→ **SUPPLIED DATA**:
* * * * * * * * *
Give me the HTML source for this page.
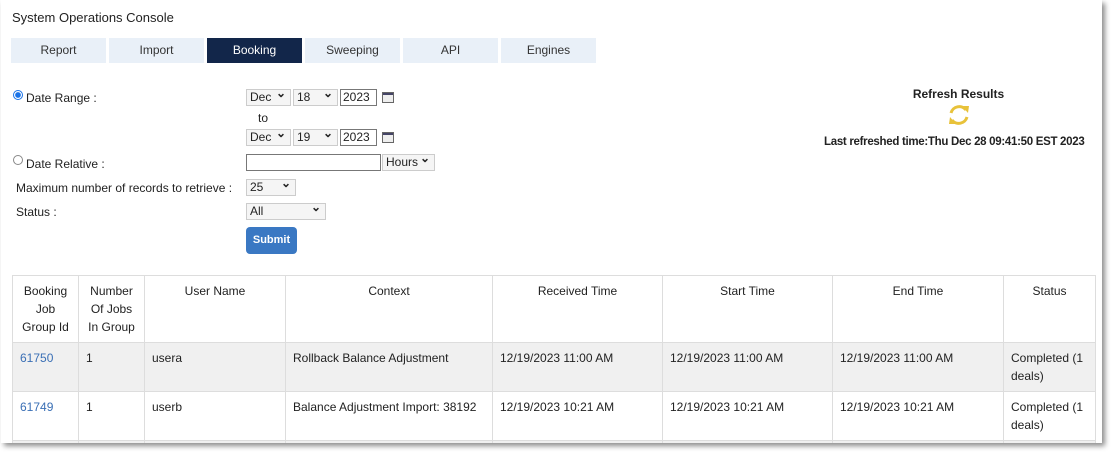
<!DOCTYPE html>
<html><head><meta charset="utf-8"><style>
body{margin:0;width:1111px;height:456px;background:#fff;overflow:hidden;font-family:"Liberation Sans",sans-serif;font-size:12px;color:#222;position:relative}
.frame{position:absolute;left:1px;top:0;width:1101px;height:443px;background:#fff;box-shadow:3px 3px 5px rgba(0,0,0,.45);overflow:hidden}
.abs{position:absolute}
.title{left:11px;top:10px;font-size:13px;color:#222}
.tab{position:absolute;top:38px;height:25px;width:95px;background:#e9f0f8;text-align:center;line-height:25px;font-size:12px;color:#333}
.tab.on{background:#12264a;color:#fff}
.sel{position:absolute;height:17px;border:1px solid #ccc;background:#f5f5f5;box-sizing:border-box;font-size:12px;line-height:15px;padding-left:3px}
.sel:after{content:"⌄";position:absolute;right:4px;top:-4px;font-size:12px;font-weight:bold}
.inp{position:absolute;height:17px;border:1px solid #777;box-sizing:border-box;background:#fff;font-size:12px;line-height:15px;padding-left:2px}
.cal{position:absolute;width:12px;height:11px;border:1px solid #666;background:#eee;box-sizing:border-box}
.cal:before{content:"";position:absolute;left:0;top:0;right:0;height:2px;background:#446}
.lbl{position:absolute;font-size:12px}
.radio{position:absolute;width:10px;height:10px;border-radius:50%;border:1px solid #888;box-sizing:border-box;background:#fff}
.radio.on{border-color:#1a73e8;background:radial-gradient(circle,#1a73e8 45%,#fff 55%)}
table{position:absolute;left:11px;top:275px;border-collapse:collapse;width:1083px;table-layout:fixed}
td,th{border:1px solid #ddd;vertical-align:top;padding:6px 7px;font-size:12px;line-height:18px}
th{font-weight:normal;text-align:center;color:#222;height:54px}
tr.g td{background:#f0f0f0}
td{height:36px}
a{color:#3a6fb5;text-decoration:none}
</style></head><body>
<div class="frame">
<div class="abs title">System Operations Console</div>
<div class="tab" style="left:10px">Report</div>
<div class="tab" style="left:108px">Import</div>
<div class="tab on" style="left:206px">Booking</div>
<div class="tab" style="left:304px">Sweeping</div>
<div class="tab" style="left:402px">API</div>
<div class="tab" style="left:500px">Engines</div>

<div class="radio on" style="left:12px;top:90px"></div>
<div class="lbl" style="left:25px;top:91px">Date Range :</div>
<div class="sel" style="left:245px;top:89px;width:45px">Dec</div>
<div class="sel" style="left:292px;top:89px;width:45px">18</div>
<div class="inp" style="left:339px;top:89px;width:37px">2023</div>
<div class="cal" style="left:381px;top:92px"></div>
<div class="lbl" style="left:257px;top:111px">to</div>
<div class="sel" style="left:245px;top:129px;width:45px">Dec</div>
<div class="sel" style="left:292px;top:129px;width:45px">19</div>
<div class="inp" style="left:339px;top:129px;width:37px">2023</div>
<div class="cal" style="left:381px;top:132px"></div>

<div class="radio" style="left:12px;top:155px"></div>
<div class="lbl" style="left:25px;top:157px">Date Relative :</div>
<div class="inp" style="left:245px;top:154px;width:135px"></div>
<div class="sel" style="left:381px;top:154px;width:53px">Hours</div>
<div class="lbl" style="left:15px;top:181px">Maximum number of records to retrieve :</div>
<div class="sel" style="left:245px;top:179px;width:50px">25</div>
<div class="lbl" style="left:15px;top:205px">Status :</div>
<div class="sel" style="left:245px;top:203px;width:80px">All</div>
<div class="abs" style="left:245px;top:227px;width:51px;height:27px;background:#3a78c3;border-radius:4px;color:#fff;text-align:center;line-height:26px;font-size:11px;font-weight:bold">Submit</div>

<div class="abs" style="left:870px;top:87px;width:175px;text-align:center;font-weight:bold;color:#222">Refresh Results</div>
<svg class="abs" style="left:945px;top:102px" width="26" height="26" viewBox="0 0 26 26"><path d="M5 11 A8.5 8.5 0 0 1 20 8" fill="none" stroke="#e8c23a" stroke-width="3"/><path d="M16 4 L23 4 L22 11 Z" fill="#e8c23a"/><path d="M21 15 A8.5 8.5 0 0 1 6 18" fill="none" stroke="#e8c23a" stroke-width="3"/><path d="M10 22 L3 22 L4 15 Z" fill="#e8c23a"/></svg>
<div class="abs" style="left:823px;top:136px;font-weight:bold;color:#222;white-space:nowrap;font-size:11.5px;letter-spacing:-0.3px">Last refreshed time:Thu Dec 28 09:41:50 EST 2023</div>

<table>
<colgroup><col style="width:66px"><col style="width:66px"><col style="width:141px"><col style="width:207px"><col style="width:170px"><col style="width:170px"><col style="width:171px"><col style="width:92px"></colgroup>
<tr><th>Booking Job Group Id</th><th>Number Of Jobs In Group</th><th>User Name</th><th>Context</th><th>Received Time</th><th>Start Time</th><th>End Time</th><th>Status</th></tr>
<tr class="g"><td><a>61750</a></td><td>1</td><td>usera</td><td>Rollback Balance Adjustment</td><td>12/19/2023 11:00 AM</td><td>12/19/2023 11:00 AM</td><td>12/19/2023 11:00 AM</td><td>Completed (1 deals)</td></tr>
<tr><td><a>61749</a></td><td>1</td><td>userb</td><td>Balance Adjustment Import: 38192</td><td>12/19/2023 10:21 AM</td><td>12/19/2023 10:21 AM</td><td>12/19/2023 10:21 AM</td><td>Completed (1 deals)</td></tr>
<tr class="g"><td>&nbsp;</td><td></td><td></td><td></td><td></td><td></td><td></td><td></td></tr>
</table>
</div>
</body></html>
* * * * * * * * *
→ **PROBLEM DESCRIPTION**: Give the data above again in full and unchanged, skipping the pictures.

→ **RESULT OF THIS EXERCISE**:
Give me the HTML source for this page.
<!DOCTYPE html>
<html><head><meta charset="utf-8"><style>
body{margin:0;width:1111px;height:456px;background:#fff;overflow:hidden;font-family:"Liberation Sans",sans-serif;font-size:12px;color:#222;position:relative}
.frame{position:absolute;left:1px;top:0;width:1101px;height:443px;background:#fff;box-shadow:3px 3px 5px rgba(0,0,0,.45);overflow:hidden}
.abs{position:absolute}
.title{left:11px;top:10px;font-size:13px;color:#222}
.tab{position:absolute;top:38px;height:25px;width:95px;background:#e9f0f8;text-align:center;line-height:25px;font-size:12px;color:#333}
.tab.on{background:#12264a;color:#fff}
.sel{position:absolute;height:17px;border:1px solid #ccc;background:#f5f5f5;box-sizing:border-box;font-size:12px;line-height:15px;padding-left:3px}
.sel:after{content:"⌄";position:absolute;right:4px;top:-4px;font-size:12px;font-weight:bold}
.inp{position:absolute;height:17px;border:1px solid #777;box-sizing:border-box;background:#fff;font-size:12px;line-height:15px;padding-left:2px}
.cal{position:absolute;width:12px;height:11px;border:1px solid #666;background:#eee;box-sizing:border-box}
.cal:before{content:"";position:absolute;left:0;top:0;right:0;height:2px;background:#446}
.lbl{position:absolute;font-size:12px}
.radio{position:absolute;width:10px;height:10px;border-radius:50%;border:1px solid #888;box-sizing:border-box;background:#fff}
.radio.on{border-color:#1a73e8;background:radial-gradient(circle,#1a73e8 45%,#fff 55%)}
table{position:absolute;left:11px;top:275px;border-collapse:collapse;width:1083px;table-layout:fixed}
td,th{border:1px solid #ddd;vertical-align:top;padding:6px 7px;font-size:12px;line-height:18px}
th{font-weight:normal;text-align:center;color:#222;height:54px}
tr.g td{background:#f0f0f0}
td{height:36px}
a{color:#3a6fb5;text-decoration:none}
</style></head><body>
<div class="frame">
<div class="abs title">System Operations Console</div>
<div class="tab" style="left:10px">Report</div>
<div class="tab" style="left:108px">Import</div>
<div class="tab on" style="left:206px">Booking</div>
<div class="tab" style="left:304px">Sweeping</div>
<div class="tab" style="left:402px">API</div>
<div class="tab" style="left:500px">Engines</div>

<div class="radio on" style="left:12px;top:90px"></div>
<div class="lbl" style="left:25px;top:91px">Date Range :</div>
<div class="sel" style="left:245px;top:89px;width:45px">Dec</div>
<div class="sel" style="left:292px;top:89px;width:45px">18</div>
<div class="inp" style="left:339px;top:89px;width:37px">2023</div>
<div class="cal" style="left:381px;top:92px"></div>
<div class="lbl" style="left:257px;top:111px">to</div>
<div class="sel" style="left:245px;top:129px;width:45px">Dec</div>
<div class="sel" style="left:292px;top:129px;width:45px">19</div>
<div class="inp" style="left:339px;top:129px;width:37px">2023</div>
<div class="cal" style="left:381px;top:132px"></div>

<div class="radio" style="left:12px;top:155px"></div>
<div class="lbl" style="left:25px;top:157px">Date Relative :</div>
<div class="inp" style="left:245px;top:154px;width:135px"></div>
<div class="sel" style="left:381px;top:154px;width:53px">Hours</div>
<div class="lbl" style="left:15px;top:181px">Maximum number of records to retrieve :</div>
<div class="sel" style="left:245px;top:179px;width:50px">25</div>
<div class="lbl" style="left:15px;top:205px">Status :</div>
<div class="sel" style="left:245px;top:203px;width:80px">All</div>
<div class="abs" style="left:245px;top:227px;width:51px;height:27px;background:#3a78c3;border-radius:4px;color:#fff;text-align:center;line-height:26px;font-size:11px;font-weight:bold">Submit</div>

<div class="abs" style="left:870px;top:87px;width:175px;text-align:center;font-weight:bold;color:#222">Refresh Results</div>
<svg class="abs" style="left:945px;top:102px" width="26" height="26" viewBox="0 0 26 26"><path d="M5 11 A8.5 8.5 0 0 1 20 8" fill="none" stroke="#e8c23a" stroke-width="3"/><path d="M16 4 L23 4 L22 11 Z" fill="#e8c23a"/><path d="M21 15 A8.5 8.5 0 0 1 6 18" fill="none" stroke="#e8c23a" stroke-width="3"/><path d="M10 22 L3 22 L4 15 Z" fill="#e8c23a"/></svg>
<div class="abs" style="left:823px;top:136px;font-weight:bold;color:#222;white-space:nowrap;font-size:11.5px;letter-spacing:-0.3px">Last refreshed time:Thu Dec 28 09:41:50 EST 2023</div>

<table>
<colgroup><col style="width:66px"><col style="width:66px"><col style="width:141px"><col style="width:207px"><col style="width:170px"><col style="width:170px"><col style="width:171px"><col style="width:92px"></colgroup>
<tr><th>Booking Job Group Id</th><th>Number Of Jobs In Group</th><th>User Name</th><th>Context</th><th>Received Time</th><th>Start Time</th><th>End Time</th><th>Status</th></tr>
<tr class="g"><td><a>61750</a></td><td>1</td><td>usera</td><td>Rollback Balance Adjustment</td><td>12/19/2023 11:00 AM</td><td>12/19/2023 11:00 AM</td><td>12/19/2023 11:00 AM</td><td>Completed (1 deals)</td></tr>
<tr><td><a>61749</a></td><td>1</td><td>userb</td><td>Balance Adjustment Import: 38192</td><td>12/19/2023 10:21 AM</td><td>12/19/2023 10:21 AM</td><td>12/19/2023 10:21 AM</td><td>Completed (1 deals)</td></tr>
<tr class="g"><td>&nbsp;</td><td></td><td></td><td></td><td></td><td></td><td></td><td></td></tr>
</table>
</div>
</body></html>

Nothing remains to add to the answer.